Implementing the System
Starting Nov. 1, 2013, the management team at Picton Home Hardware, led by store manager Dwayne Gibson, developed a process that would require every department to perform daily cycle counting of entire 4-foot sections. Performing the counts in 4-foot increments allowed each section of the store to be thoroughly counted by staff members who could also assign retail locations in the computer system during the process. With the retail locations added to the computer system, products would be easier to find for staff members assisting customers, and it would also reduce time when restocking shelves. From these retail locations, store management could also more effectively monitor sales per square foot and inventory per square foot of specific sections of the store while more easily monitoring out of stocks. Once a four-foot section had been counted and a location assigned, then the min/max levels for that section could be reviewed and altered accordingly.

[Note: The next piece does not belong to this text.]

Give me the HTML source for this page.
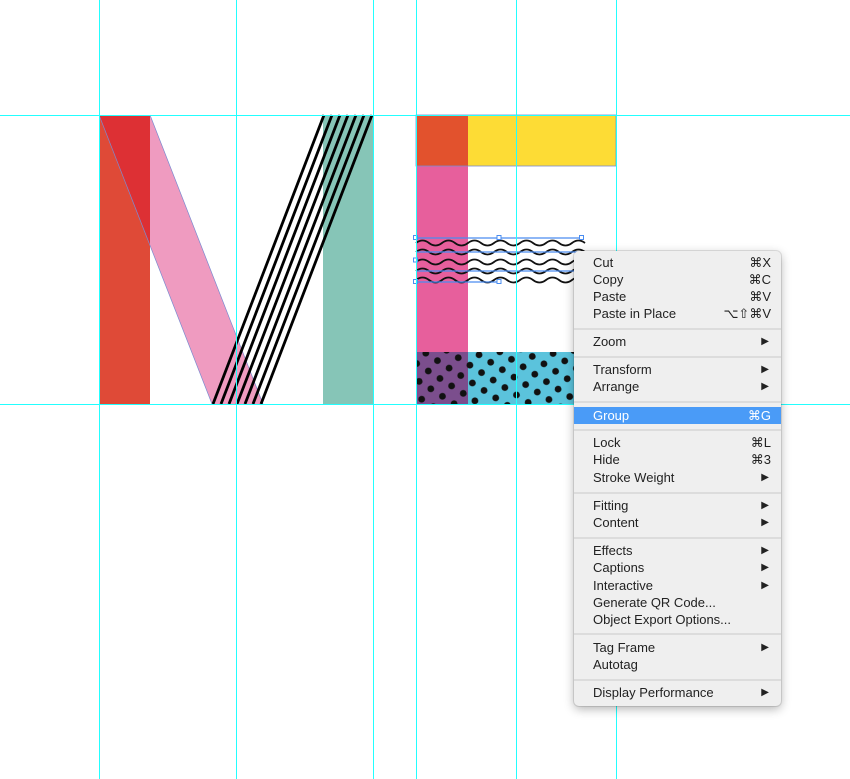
<!DOCTYPE html>
<html><head><meta charset="utf-8"><style>
body{margin:0;width:850px;height:779px;background:#fff;position:relative;overflow:hidden;font-family:"Liberation Sans",sans-serif}
.menu{position:absolute;left:574px;top:251px;width:207px;height:455px;background:#efefef;border-radius:5px;box-shadow:0 3px 10px rgba(0,0,0,.3),0 0 0 1px rgba(0,0,0,.1)}
.it{position:absolute;left:0;width:207px;height:17px;font-size:13px;color:#222;line-height:17px}
.it span.l{position:absolute;left:19px}
.it span.r{position:absolute;right:10px}
.it span.a{position:absolute;right:12px;font-size:10px}
.sep{position:absolute;left:0;width:207px;height:2px;background:#dcdcdc}
.hl{background:#4a9bf7;color:#fff}
.gv{position:absolute;top:0;width:1px;height:779px;background:#2ff}
.gh{position:absolute;left:0;height:1px;width:850px;background:#2ff}
</style></head><body>
<svg width="850" height="779" style="position:absolute;left:0;top:0">
<defs>
<pattern id="dots" width="21" height="18" patternUnits="userSpaceOnUse" patternTransform="rotate(-8)">
<circle cx="5" cy="4" r="3.4" fill="#111"/><circle cx="15.5" cy="13" r="3.4" fill="#111"/>
</pattern>
</defs>
<rect x="99" y="115" width="51" height="289" fill="#df4a37"/>
<polygon points="99,115 150,115 263,404 212,404" fill="#ef9bc0"/>
<polygon points="99,115 150,115 150,245" fill="#dd3034"/>
<rect x="323" y="115" width="50" height="289" fill="#86c5b7"/>
<line x1="99" y1="115" x2="212" y2="404" stroke="#7a8ad0" stroke-width=".7"/>
<line x1="150" y1="115" x2="263" y2="404" stroke="#7a8ad0" stroke-width=".7"/>
<g stroke="#000" stroke-width="2.8">
<line x1="324" y1="115" x2="213" y2="404"/><line x1="332" y1="115" x2="221" y2="404"/><line x1="340" y1="115" x2="229" y2="404"/><line x1="348" y1="115" x2="237" y2="404"/><line x1="356" y1="115" x2="245" y2="404"/><line x1="364" y1="115" x2="253" y2="404"/><line x1="372" y1="115" x2="261" y2="404"/>
</g>
<rect x="416" y="115" width="52" height="51" fill="#e2522d"/>
<rect x="468" y="115" width="148" height="51" fill="#fddc35"/>
<rect x="416" y="166" width="52" height="186" fill="#e75f9c"/>
<rect x="416" y="352" width="52" height="52" fill="#7b4e8d"/>
<rect x="468" y="352" width="110" height="52" fill="#5bc3dc"/>
<rect x="416" y="352" width="162" height="52" fill="url(#dots)"/>
<rect x="416" y="115" width="200" height="51" fill="none" stroke="#7a8ad0" stroke-width=".8"/>
<g fill="none" stroke="#111" stroke-width="1.8">
<path d="M416 243 q6.5 -5 13 0 t13 0 t13 0 t13 0 t13 0 t13 0 t13 0 t13 0 t13 0 t13 0 t13 0 t13 0 t13 0"/>
<path d="M416 252 q6.5 -5 13 0 t13 0 t13 0 t13 0 t13 0 t13 0 t13 0 t13 0 t13 0 t13 0 t13 0 t13 0 t13 0"/>
<path d="M416 262 q6.5 -5 13 0 t13 0 t13 0 t13 0 t13 0 t13 0 t13 0 t13 0 t13 0 t13 0 t13 0 t13 0 t13 0"/>
<path d="M416 271 q6.5 -5 13 0 t13 0 t13 0 t13 0 t13 0 t13 0 t13 0 t13 0 t13 0 t13 0 t13 0 t13 0 t13 0"/>
<path d="M416 280 q6.5 -5 13 0 t13 0 t13 0 t13 0 t13 0 t13 0 t13 0 t13 0 t13 0 t13 0 t13 0 t13 0 t13 0"/>
</g>
<g stroke="#4a8cf0" stroke-width="1.2"><line x1="416" y1="238" x2="582" y2="238"/><line x1="416" y1="282" x2="500" y2="282"/><line x1="416" y1="252" x2="582" y2="252"/><line x1="416" y1="271" x2="582" y2="271"/></g>
<g fill="#fff" stroke="#4a8cf0"><rect x="413.5" y="235.5" width="4" height="4"/><rect x="579.5" y="235.5" width="4" height="4"/><rect x="497" y="235.5" width="4" height="4"/><rect x="413.5" y="279.5" width="4" height="4"/><rect x="497" y="279.5" width="4" height="4"/><rect x="413.5" y="258" width="4" height="4"/></g>
</svg>
<div class="gv" style="left:99px"></div><div class="gv" style="left:236px"></div><div class="gv" style="left:373px"></div><div class="gv" style="left:416px"></div><div class="gv" style="left:516px"></div><div class="gv" style="left:616px"></div>
<div class="gh" style="top:115px"></div><div class="gh" style="top:404px"></div>
<div class="menu">
<div class="it" style="top:3px"><span class="l">Cut</span><span class="r">⌘X</span></div>
<div class="it" style="top:20px"><span class="l">Copy</span><span class="r">⌘C</span></div>
<div class="it" style="top:37px"><span class="l">Paste</span><span class="r">⌘V</span></div>
<div class="it" style="top:54px"><span class="l">Paste in Place</span><span class="r">⌥⇧⌘V</span></div>
<div class="sep" style="top:77px"></div>
<div class="it" style="top:82px"><span class="l">Zoom</span><span class="a">▶</span></div>
<div class="sep" style="top:105px"></div>
<div class="it" style="top:110px"><span class="l">Transform</span><span class="a">▶</span></div>
<div class="it" style="top:127px"><span class="l">Arrange</span><span class="a">▶</span></div>
<div class="sep" style="top:150px"></div>
<div class="it hl" style="top:156px"><span class="l">Group</span><span class="r">⌘G</span></div>
<div class="sep" style="top:178px"></div>
<div class="it" style="top:183px"><span class="l">Lock</span><span class="r">⌘L</span></div>
<div class="it" style="top:200px"><span class="l">Hide</span><span class="r">⌘3</span></div>
<div class="it" style="top:218px"><span class="l">Stroke Weight</span><span class="a">▶</span></div>
<div class="sep" style="top:241px"></div>
<div class="it" style="top:246px"><span class="l">Fitting</span><span class="a">▶</span></div>
<div class="it" style="top:263px"><span class="l">Content</span><span class="a">▶</span></div>
<div class="sep" style="top:286px"></div>
<div class="it" style="top:291px"><span class="l">Effects</span><span class="a">▶</span></div>
<div class="it" style="top:308px"><span class="l">Captions</span><span class="a">▶</span></div>
<div class="it" style="top:326px"><span class="l">Interactive</span><span class="a">▶</span></div>
<div class="it" style="top:343px"><span class="l">Generate QR Code...</span></div>
<div class="it" style="top:360px"><span class="l">Object Export Options...</span></div>
<div class="sep" style="top:382px"></div>
<div class="it" style="top:388px"><span class="l">Tag Frame</span><span class="a">▶</span></div>
<div class="it" style="top:405px"><span class="l">Autotag</span></div>
<div class="sep" style="top:428px"></div>
<div class="it" style="top:433px"><span class="l">Display Performance</span><span class="a">▶</span></div>
</div>
</body></html>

The other benefit of implementing the inventory management system was being able to more easily identify slow-moving merchandise and dead (“X”) items that could be cleared out to free up space for items that are in more demand. This would help the company achieve its goals of increasing inventory turn rates from 2.84 to 3.5 times annually.
Financial Impact of Project on the Business
By Jan. 15 of 2014, the new inventory control procedures put in place at Picton Home Hardware had uncovered approximately $203,000 in previously unaccounted for inventory. It is estimated that this type of thorough inventory count would cost between $15,000 and $17,000 if completed by an outside firm. Employee productivity and customer service levels also increased, as staff members were able find products on the sales floor more easily.